Under additive inheritance, the Henderson mixed model equations (HMME) provide an efficient approach to obtaining genetic evaluations by marker assisted best linear unbiased prediction (MABLUP) given pedigree relationships, trait and marker data. For large pedigrees with many missing markers, however, it is not feasible to calculate the exact gametic variance covariance matrix required to construct HMME. The objective of this study was to investigate the consequences of using approximate gametic variance covariance matrices on response to selection by MABLUP. Two methods were used to generate approximate variance covariance matrices. The first method (Method A) completely discards the marker information for individuals with an unknown linkage phase between two flanking markers. The second method (Method B) makes use of the marker information at only the most polymorphic marker locus for individuals with an unknown linkage phase. Data sets were simulated with and without missing marker data for flanking markers with 2, 4, 6, 8 or 12 alleles. Several missing marker data patterns were considered. The genetic variability explained by marked quantitative trait loci (MQTL) was modeled with one or two MQTL of equal effect. Response to selection by MABLUP using Method A or Method B were compared with that obtained by MABLUP using the exact genetic variance covariance matrix, which was estimated using 15 000 samples from the conditional distribution of genotypic values given the observed marker data. For the simulated conditions, the superiority of MABLUP over BLUP based only on pedigree relationships and trait data varied between 0.1% and 13.5% for Method A, between 1.7% and 23.8% for Method B, and between 7.6% and 28.9% for the exact method. The relative performance of the methods under investigation was not affected by the number of MQTL in the model.
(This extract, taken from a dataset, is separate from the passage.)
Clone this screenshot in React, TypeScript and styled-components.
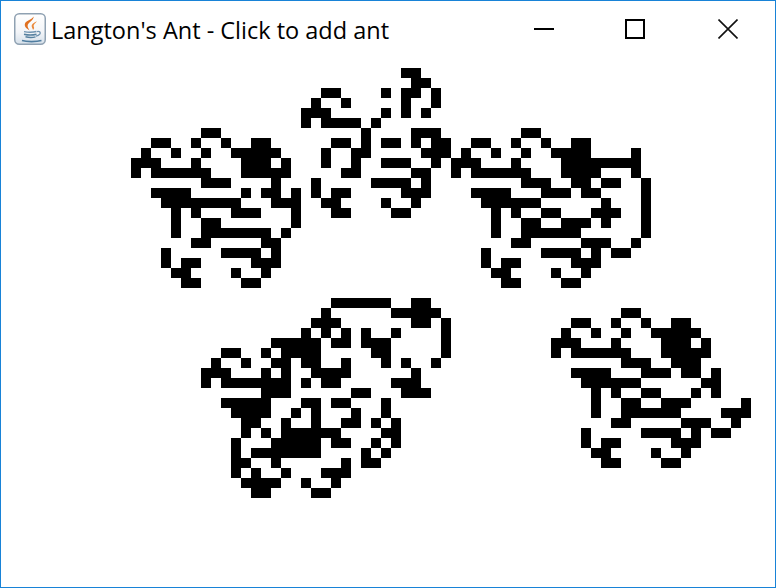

A study on the minimum number of loci required for genetic evaluation using a finite locus model

For a finite locus model, Markov chain Monte Carlo (MCMC) methods can be used to estimate the conditional mean of genotypic values given phenotypes, which is also known as the best predictor (BP). When computationally feasible, this type of genetic prediction provides an elegant solution to the problem of genetic evaluation under non-additive inheritance, especially for crossbred data. Successful application of MCMC methods for genetic evaluation using finite locus models depends, among other factors, on the number of loci assumed in the model. The effect of the assumed number of loci on evaluations obtained by BP was investigated using data simulated with about 100 loci. For several small pedigrees, genetic evaluations obtained by best linear prediction (BLP) were compared to genetic evaluations obtained by BP. For BLP evaluation, used here as the standard of comparison, only the first and second moments of the joint distribution of the genotypic and phenotypic values must be known. These moments were calculated from the gene frequencies and genotypic effects used in the simulation model. BP evaluation requires the complete distribution to be known. For each model used for BP evaluation, the gene frequencies and genotypic effects, which completely specify the required distribution, were derived such that the genotypic mean, the additive variance, and the dominance variance were the same as in the simulation model. For lowly heritable traits, evaluations obtained by BP under models with up to three loci closely matched the evaluations obtained by BLP for both purebred and crossbred data. For highly heritable traits, models with up to six loci were needed to match the evaluations obtained by BLP.